WASHINGTON — Guard your lunch box. Today the Institute of Medicine (IOM) released a report proposing new guidelines for foods offered in schools. The recommendations reduce all food in competition with the National School Lunch Program into a three-tiered hierarchy: the good, the bad, and the unwelcome.

The immediate problems with this report are bountiful, but it’s the future implications that are most disconcerting. And despite the fact that almost all research on in-school nutrition indicates that bans are ineffective (and counterproductive at times), the IOM report declares war on everything from chewing gum to potato chips.

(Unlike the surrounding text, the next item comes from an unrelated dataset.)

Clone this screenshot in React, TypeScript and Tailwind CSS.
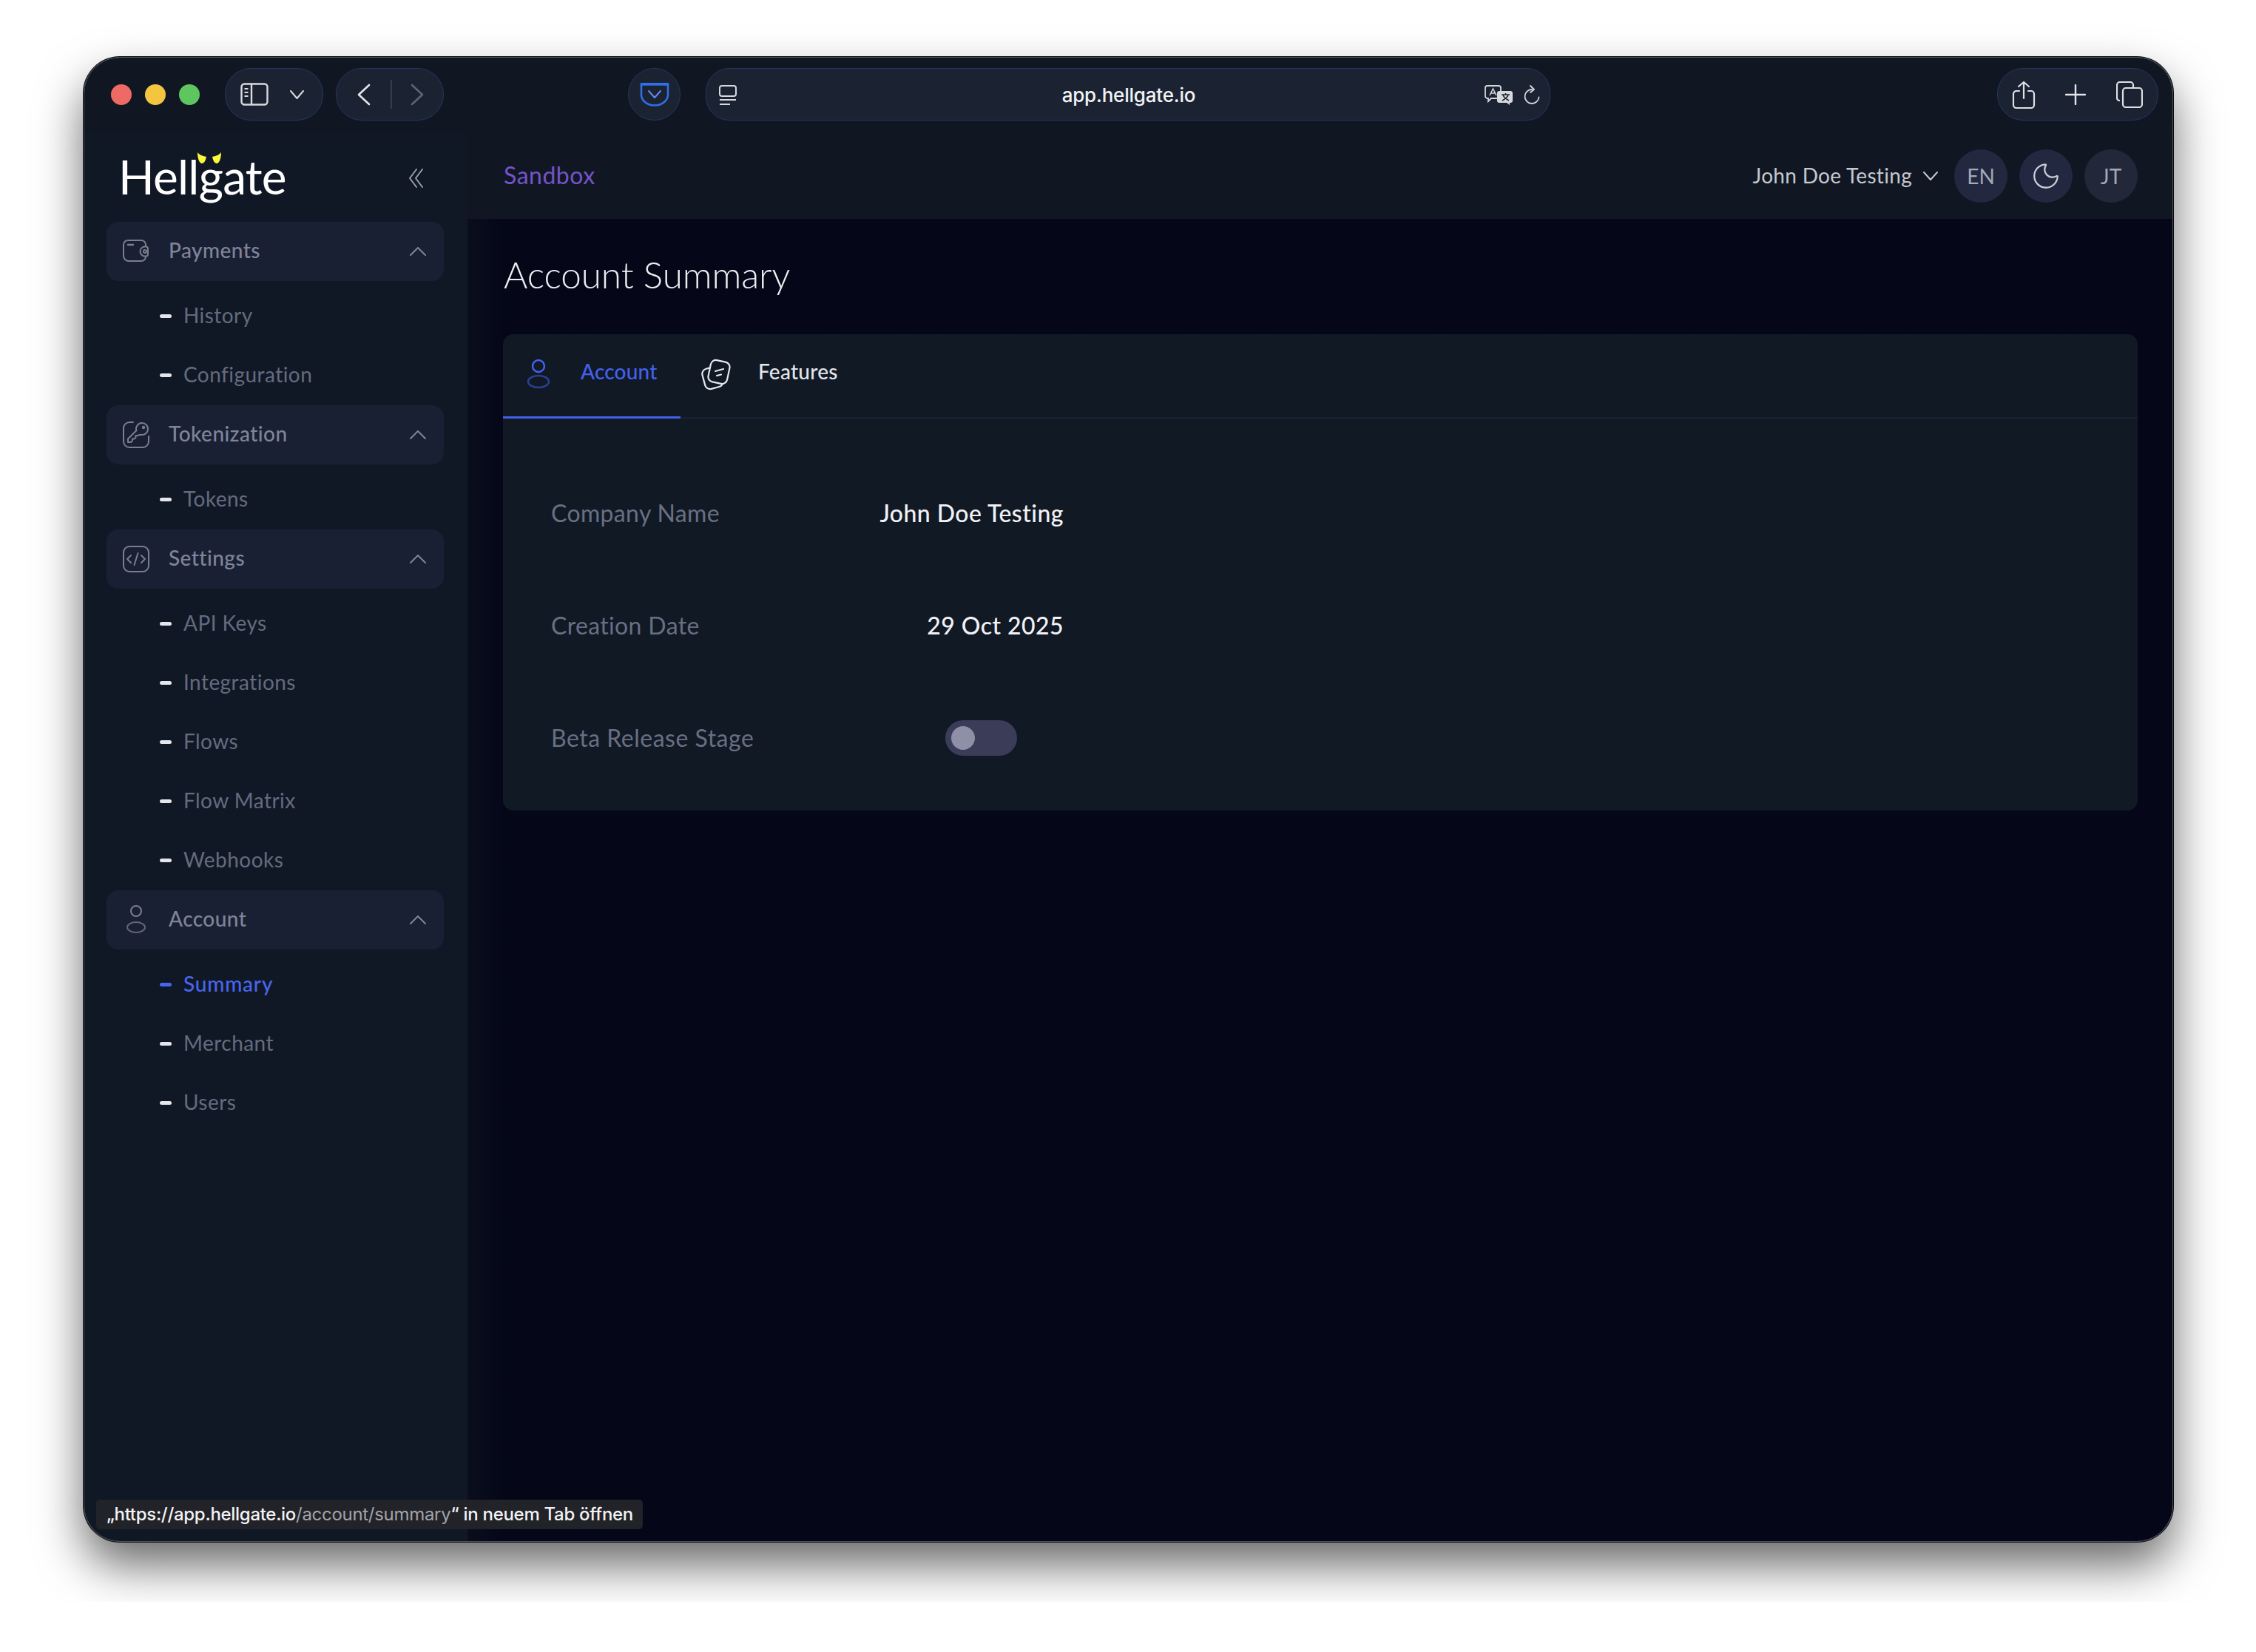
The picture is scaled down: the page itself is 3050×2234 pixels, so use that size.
import { Moon } from 'lucide-react';

const sections = [
	{ title: 'Payments', icon: 'wallet', items: ['History', 'Configuration'] },
	{ title: 'Tokenization', icon: 'key', items: ['Tokens'] },
	{ title: 'Settings', icon: 'code', items: ['API Keys', 'Integrations', 'Flows', 'Flow Matrix', 'Webhooks'] },
	{ title: 'Account', icon: 'user', items: ['Summary', 'Merchant', 'Users'] },
];

function SectionIcon({ name }: { name: string }) {
	const common = {
		width: 36,
		height: 36,
		viewBox: '0 0 36 36',
		fill: 'none',
		stroke: '#7b7e8b',
		strokeWidth: 2,
		strokeLinecap: 'round' as const,
		strokeLinejoin: 'round' as const,
	};
	if (name === 'wallet') {
		return (
			<svg {...common}>
				<path d="M31 11V9a6 6 0 0 0-6-6H7a6 6 0 0 0-6 6v15a7 7 0 0 0 7 7h17a6 6 0 0 0 6-6" />
				<path d="M7 9h7" strokeWidth={2.4} />
				<path d="M31 11.500h-1a6.500 6.500 0 0 0 0 13h1a3 3 0 0 0 3-3v-7a3 3 0 0 0-3-3Z" />
				<circle cx="30" cy="18" r="2" />
			</svg>
		);
	}
	if (name === 'key') {
		return (
			<svg {...common}>
				<path d="M14 1H9a8 8 0 0 0-8 8v18a8 8 0 0 0 8 8h18a8 8 0 0 0 8-8v-7" />
				<path d="M18.300 12.200 7 23.500V28h4l2-2v-2.500h2.500l2-2V19H20l3.700-1.300A8 8 0 1 0 18.300 12.200Z" />
				<circle cx="28" cy="8" r="1.200" />
			</svg>
		);
	}
	if (name === 'code') {
		return (
			<svg {...common}>
				<rect x="1" y="1" width="34" height="34" rx="8" />
				<path d="m11 13-5 5 5 5M25 13l5 5-5 5M20.500 10l-5 16" />
			</svg>
		);
	}
	return (
		<svg width="36" height="40" viewBox="0 0 36 40" fill="none" stroke="#7b7e8b" strokeWidth={2}>
			<circle cx="18" cy="8" r="7" />
			<ellipse cx="18" cy="30" rx="12" ry="7" opacity="0.75" />
		</svg>
	);
}

function Chevron({ up, color, w = 22, h = 10 }: { up?: boolean; color: string; w?: number; h?: number }) {
	return (
		<svg width={w} height={h + 2} viewBox={`0 0 ${w} ${h + 2}`} fill="none" stroke={color} strokeWidth={2} strokeLinecap="round" strokeLinejoin="round">
			<path d={up ? `M1 ${h + 1}L${w / 2} 1L${w - 1} ${h + 1}` : `M1 1L${w / 2} ${h + 1}L${w - 1} 1`} />
		</svg>
	);
}

function Toolbar() {
	return (
		<div className="flex h-[102px] shrink-0 items-start bg-[#101722] pt-[14px] pl-[36px] pr-[19px]">
			<div className="flex h-[71px] items-center gap-[18px]">
				<span className="size-[28px] rounded-full bg-[#ee6a65]" />
				<span className="size-[28px] rounded-full bg-[#f4c63f]" />
				<span className="size-[28px] rounded-full bg-[#5fc65f]" />
			</div>
			<div className="ml-[34px] flex h-[71px] w-[133px] items-center rounded-[35px] border border-[#25385f] bg-[#1b2333] pl-[20px]">
				<svg width="38" height="31" viewBox="0 0 38 31" fill="none" stroke="#d8dadd" strokeWidth={2.4}>
					<rect x="1.500" y="1.500" width="35" height="28" rx="4" />
					<path d="M15 1.500v28" />
					<path d="M5.500 8h5M5.500 13h5M5.500 18h5" strokeWidth={2} />
				</svg>
				<span className="ml-[29px]">
					<Chevron color="#d8dadd" w={19} h={10} />
				</span>
			</div>
			<div className="ml-[17px] flex h-[71px] w-[146px] items-center rounded-[35px] border border-[#25385f] bg-[#1b2333] pl-[28px]">
				<svg width="18" height="30" viewBox="0 0 18 30" fill="none" stroke="#e4e5e8" strokeWidth={2.600} strokeLinecap="round" strokeLinejoin="round">
					<path d="M16 2 2 15l14 13" />
				</svg>
				<span className="ml-[27px] h-[39px] w-[2px] bg-[#343b4c]" />
				<svg className="ml-[25px]" width="18" height="30" viewBox="0 0 18 30" fill="none" stroke="#5e6470" strokeWidth={2.600} strokeLinecap="round" strokeLinejoin="round">
					<path d="m2 2 14 13L2 28" />
				</svg>
			</div>
			<div className="ml-[249px] flex h-[71px] w-[71px] items-center justify-center rounded-full border border-[#25385f] bg-[#1b2333]">
				<svg width="40" height="32" viewBox="0 0 40 32" fill="none" stroke="#2f6fe8" strokeLinecap="round" strokeLinejoin="round">
					<path d="M2 2.500h36V16c0 8-8 14.500-18 14.500S2 24 2 16Z" strokeWidth={2.600} />
					<path d="M2 1.500h36" strokeWidth={3} />
					<path d="m12 11 8 9 8-9" strokeWidth={2} stroke="#5b8cf0" />
				</svg>
			</div>
			<div className="relative ml-[34px] flex h-[71px] w-[1142px] items-center justify-center rounded-[32px] border border-[#25385f] bg-[#1b2333] pl-[2px] pt-[1px] [font-family:Inter,sans-serif] text-[26px] font-medium tracking-[-0.2px] text-[#f2f3f5]">
				<svg className="absolute left-[16px] top-[22px]" width="26" height="28" viewBox="0 0 26 28" fill="none" stroke="#d6d8dc" strokeWidth={2}>
					<rect x="2" y="1" width="22" height="14" rx="3" />
					<path d="M2 20h22" />
					<path d="M2 26h14" />
				</svg>
				app.hellgate.io
				<svg className="absolute left-[1052px] top-[22px]" width="40" height="28" viewBox="0 0 40 28" fill="none" stroke="#d6d8dc" strokeWidth={1.800}>
					<path d="M4 1h15a3 3 0 0 1 3 3v11a3 3 0 0 1-3 3H9l-4 4v-4H4a3 3 0 0 1-3-3V4a3 3 0 0 1 3-3Z" />
					<path d="M7 14 11.500 5 16 14M8.500 11h6" strokeWidth={1.500} />
					<path d="M20 8h15a3 3 0 0 1 3 3v10a3 3 0 0 1-3 3h-1v3l-4-3h-10a3 3 0 0 1-3-3V11a3 3 0 0 1 3-3Z" fill="#d6d8dc" stroke="none" />
					<path d="M23 13h11M28.500 11v2M32 13c-1 4-4 6-8 8M25 13c1 4 4 6 8 8" stroke="#1b2333" strokeWidth={1.500} />
				</svg>
				<svg className="absolute left-[1105px] top-[22px]" width="22" height="28" viewBox="0 0 22 28" fill="none" stroke="#d6d8dc" strokeWidth={1.800} strokeLinecap="round" strokeLinejoin="round">
					<path d="M11 6a9.500 9.500 0 1 0 9.500 10.500" />
					<path d="m9 1 5 5-5 4" />
				</svg>
			</div>
			<div className="ml-auto flex h-[71px] w-[218px] items-center rounded-[35px] border border-[#25385f] bg-[#1b2333] pl-[19px]">
				<svg width="32" height="38" viewBox="0 0 32 38" fill="none" stroke="#dfe0e3" strokeWidth={2.200} strokeLinecap="round" strokeLinejoin="round">
					<path d="M16 24V2M9 8l7-6 7 6" />
					<path d="M10 14H6a4 4 0 0 0-4 4v15a4 4 0 0 0 4 4h20a4 4 0 0 0 4-4V18a4 4 0 0 0-4-4h-4" />
				</svg>
				<svg className="ml-[40px]" width="28" height="28" viewBox="0 0 28 28" fill="none" stroke="#e4e5e8" strokeWidth={2.400} strokeLinecap="round">
					<path d="M14 1v26M1 14h26" />
				</svg>
				<svg className="ml-[41px]" width="36" height="36" viewBox="0 0 36 36" fill="none" stroke="#dfe0e3" strokeWidth={2.200}>
					<path d="M5 26h-.500A3.500 3.500 0 0 1 1 22.500V5a4 4 0 0 1 4-4h14a4 4 0 0 1 4 4v4" />
					<rect x="9" y="9" width="26" height="26" rx="4" fill="#1b2333" />
				</svg>
			</div>
		</div>
	);
}

function Sidebar() {
	return (
		<aside className="w-[518px] shrink-0 bg-[#111825] pl-[30px] pr-[32px]">
			<div className="relative flex h-[120px] items-center">
				<span className="ml-[16px] mb-[2px] text-[64px] leading-none font-normal tracking-[-0.8px] text-white">Hellgate</span>
				<svg className="absolute left-[123px] top-[26px]" width="32" height="16" viewBox="0 0 32 16" fill="#f9f93a">
					<path d="M0 0c2 3 6 5 12 6-1 5-3 9-6 9S0 9 0 0ZM32 0c-2 3-6 5-12 6 1 5 3 9 6 9s6-6 6-15Z" />
				</svg>
				<svg className="absolute left-[408px] top-[48px]" width="22" height="26" viewBox="0 0 22 26" fill="none" stroke="#9a9ea8" strokeWidth={2} strokeLinecap="round" strokeLinejoin="round">
					<path d="M11 1 2 13l9 12M19 1l-9 12 9 12" />
				</svg>
			</div>
			{sections.map((s) => (
				<div key={s.title} className="mb-px">
					<div className="flex h-[80px] items-center rounded-[16px] bg-[#1a2033] pl-[22px] pr-[24px]">
						<SectionIcon name={s.icon} />
						<span className="mb-[4px] ml-[26px] flex-1 text-[28px] font-medium tracking-[0.45px] text-[#7f849b]">{s.title}</span>
						<Chevron up color="#7f8496" />
					</div>
					<div className="pt-[7px]">
						{s.items.map((item) => {
							const active = item === 'Summary';
							return (
								<div key={item} className="flex h-[80px] items-center pl-[72px]">
									<span className={`h-[5px] w-[16px] rounded-full ${active ? 'bg-[#4766ee]' : 'bg-[#e4e6ec]'}`} />
									<span className={`mb-[3px] ml-[16px] text-[28px] ${active ? 'font-medium tracking-[0.8px] text-[#4766ee]' : 'tracking-[0.45px] text-[#646b7f]'}`}>{item}</span>
								</div>
							);
						})}
					</div>
				</div>
			))}
		</aside>
	);
}

function Field({ label, value }: { label: string; value: string }) {
	return (
		<div className="flex h-[152px] items-center">
			<span className="w-[420px] text-[32px] tracking-[0.35px] text-[#696f83]">{label}</span>
			<span className="w-[273px] text-right text-[32px] font-medium tracking-[0.45px] text-[#f1f2f5]">{value}</span>
		</div>
	);
}

function Main() {
	return (
		<main className="min-w-0 flex-1 bg-linear-to-r from-[#0a0e1c] to-[#050719] to-[50px]">
			<div className="flex h-[116px] items-center bg-[#101722] pl-[49px] pr-[47px]">
				<span className="mb-[2px] text-[32px] tracking-[0.5px] text-[#7354c9]">Sandbox</span>
				<div className="ml-auto flex items-center">
					<span className="mb-[3px] text-[28px] tracking-[0.3px] text-[#c5c8d0]">John Doe Testing</span>
					<span className="ml-[15px] mr-[22px]">
						<Chevron color="#c5c8d0" w={20} h={10} />
					</span>
					<div className="flex gap-[16px] text-[28px] text-[#a5a9b6]">
						<span className="flex size-[72px] items-center justify-center rounded-full bg-[#222840]">EN</span>
						<span className="flex size-[72px] items-center justify-center rounded-full bg-[#222840]">
							<Moon size={42} strokeWidth={1.300} color="#c9ccd4" />
						</span>
						<span className="flex size-[72px] items-center justify-center rounded-full bg-[#23273a]">JT</span>
					</div>
				</div>
			</div>
			<div className="pl-[48px] pr-[47px]">
				<h1 className="pt-[50px] pb-[56px] pl-[1px] text-[49.500px] leading-[50px] font-light tracking-[-0.1px] text-[#eceef2]">Account Summary</h1>
				<section className="h-[644px] rounded-[14px] bg-[#111925]">
					<div className="flex h-[114px] border-b-2 border-[#1a2033]">
						<div className="flex h-[114px] w-[240px] items-start border-b-[3px] border-[#4361ee] pt-[33px] pl-[30px]">
							<svg width="36" height="42" viewBox="0 0 36 42" fill="none" stroke="#4361ee" strokeWidth={2.500}>
								<circle cx="18" cy="10" r="8" />
								<ellipse cx="18" cy="31" rx="14" ry="8" opacity="0.55" />
							</svg>
							<span className="ml-[39px] text-[28px] leading-[34px] font-medium tracking-[0.2px] text-[#4361ee]">Account</span>
						</div>
						<div className="flex items-start pt-[33px] pl-[27px]">
							<svg width="42" height="44" viewBox="0 0 42 44" fill="none" stroke="#e6e8ed" strokeWidth={2.200} strokeLinecap="round">
								<rect x="4" y="12" width="25" height="28" rx="7" transform="rotate(-15 16 26)" />
								<rect x="12" y="3" width="26" height="30" rx="7" fill="#111925" transform="rotate(12 25 18)" />
								<path d="m20 17 11-3M22 23l6-1.500" />
							</svg>
							<span className="ml-[36px] text-[28px] leading-[34px] font-medium tracking-[0.25px] text-[#e3e5ea]">Features</span>
						</div>
					</div>
					<div className="pl-[65px] pt-[52px]">
						<Field label="Company Name" value="John Doe Testing" />
						<Field label="Creation Date" value="29 Oct 2025" />
						<div className="flex h-[152px] items-center">
							<span className="w-[533px] text-[32px] tracking-[0.5px] text-[#696f83]">Beta Release Stage</span>
							<span className="flex h-[48px] w-[97px] items-center rounded-full bg-[#3b3d58] pl-[8px]">
								<span className="size-[32px] rounded-full bg-[#8e90a8]" />
							</span>
						</div>
					</div>
				</section>
			</div>
		</main>
	);
}

export default function App() {
	return (
		<div className="h-[2234px] w-[3050px] bg-white [font-family:Lato,sans-serif]">
			<div className="h-[2166px] overflow-hidden pt-[78px] pl-[114px]">
				<div className="relative h-[2006px] w-[2823px] rounded-[48px] shadow-[0_0_0_1px_#50535e,0_0_0_2px_#0a0a0a,0_32px_64px_rgba(0,0,0,0.6)]">
					<div className="flex h-full flex-col overflow-hidden rounded-[48px]">
						<Toolbar />
						<div className="flex min-h-0 flex-1">
							<Sidebar />
							<Main />
						</div>
					</div>
					<div className="absolute left-[16px] bottom-[16px] flex h-[40px] w-[739px] items-center rounded-[5px] bg-[#212329] pl-[14px] [font-family:Inter,sans-serif] text-[24px] font-medium tracking-[-0.3px] text-[#f2f2f4]">
						„https://app.hellgate.io<span className="font-normal text-[#a2a3a8]">/account/summary</span>“ in neuem Tab öffnen
					</div>
				</div>
			</div>
		</div>
	);
}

The narrow standards for “Tier 1 Foods” will effectively squeeze everything but fruit juice, nuts, and a small assortment of produce out of the cafeteria snack bar. And the guidelines don’t stop there. The rules outline where and when permissible foods can be sold, which athletic teams can drink sports drinks, and effectively call for a ban on fundraisers like bake sales.

These restrictions don’t stop at the school cafeteria. The food provided at booster clubs, PTA meetings, parent-teacher nights, and other adult activities held on school grounds will be subject to scrutiny as well.

These decrees may seem surreal, but many schools have already implemented similar measures. Birthday celebrations that include cupcakes have been banned in classrooms across the nation. Many schools forbid parents from bringing their kids fast food.

While the sale of certain foods in schools is commonly blamed for childhood obesity, a new report released yesterday reveals that physical inactivity, not food availability, is the leading cause of childhood obesity. The non-profit Center for Consumer Freedom’s (CCF) report, “Sedentary Kids: Why Food and Drink Bans Don’t Fight Obesity,” warns that attempts to regulate food choice fail to address the need for more activity.

“Science shows that when it comes to obesity, even in childhood, diet is just one part of the equation,” said Senior Research Analyst J. Justin Wilson. “Far more import is the amount of physical activity people engage in. School officials truly committed to addressing the whole problem should shift their focus from the cafeteria to the playground and the school gym.”